Text: Patricia Batlle

 

Small Fires

Meist hören wir vom Kleinen Donner, weil dort gute Hip-Hop-Partys stattfinden. Hamburg-Legenden wie Stylewarz oder Mixwell drehen dort regelmäßig die Platten. Der Laden kann aber auch live – und das nicht nur in Rap. Small Fires tourten sich unter anderem zusammen mit Boy durch die Live-Clubs des Landes und machen jetzt ihren letzten Stopp in der Heimat, um ihre neue EP Charcoal & Vines vorzustellen. Im Donner könnt ihr euch dieses Mal also eine ordentliche Portion Alternative Pop und Indie von den Hamburger Jungs Ben Galliers, Ruben Seevers und Lars Dahlke gönnen. Ungewöhnlich: Ben ist Leadsänger und gleichzeitig an den Drums.

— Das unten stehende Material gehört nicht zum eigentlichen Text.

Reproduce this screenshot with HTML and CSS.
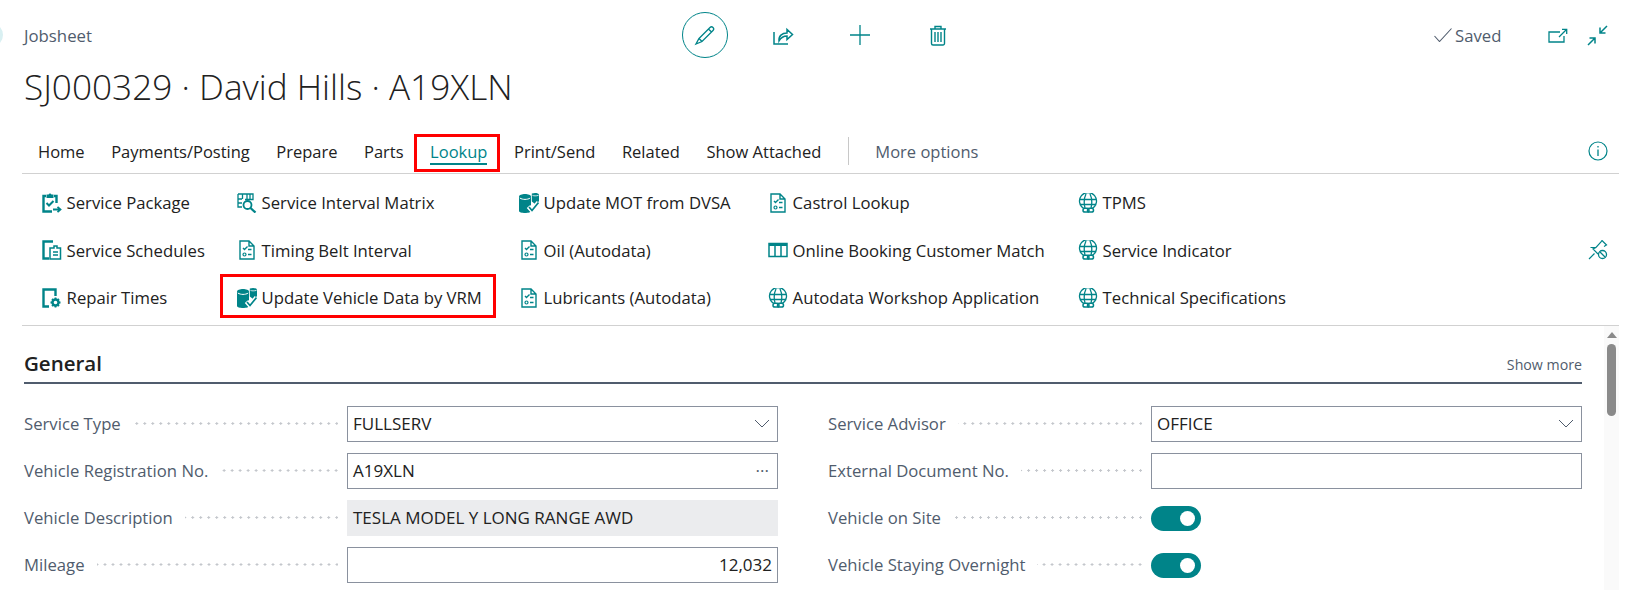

Das wollen wir sehen.

Text: Andra Wöllert

 

„Späte Nachbarn“

Seit der lettische Regisseur Alvis Hermanis die beiden Geschichten des polnischen Nobelpreisträgers Isaac Bashevis Singer Späte Liebe und Die Séance zu einer Tragikomödie verschmolz, die dann 2009 an den Münchner Kammerspielen uraufgeführt wurde, lief das gefeierte Stück erfolgreich an mehreren Häusern und Festivals. Jetzt ist es nach Hamburg ans Thalia Theater gekommen und glänzt seit November als kleines Juwel der Spielzeit. Neben einer grandiosen schauspielerischen Leistung des Duos Barbara Nüsse und André Jung punktet die Inszenierung auch durch einen äußerst unverkrampften Umgang mit Klamauk, der sich sehr gut mit den eigentlich tragischen Grundtönen der beiden Geschichten verträgt. Also, unbedingt Karte sichern und ansehen!

 

José González

Über sieben Jahre ist es her, dass José González sein letztes Album, In Our Nature, veröffentlichte. Aber er war in der Zwischenzeit keineswegs untätig. Neben langen Tourneen hat er unter anderem zwei Alben mit seiner Band Junip aufgenommen. Und im vergangenen Februar legte er dann sein neuestes Solowerk Vestiges & Claws vor. Weniger puristisch, weniger reduziert als seine Vorgänger, trägt es doch dieselbe Melancholie und warme Traurigkeit, die wir von González solo und auch als Frontmann von Junip kennen – ungeachtet der Tatsache, dass er auf seinem aktuellen Longplayer musikalisch eher in Richtung Shuggie Otis und Simon & Garfunkel zielt. In der Großen Freiheit 36 können sich jetzt alle Fans, die verfluchte sieben Jahre warten mussten, an seinem neuen alten Sound satthören.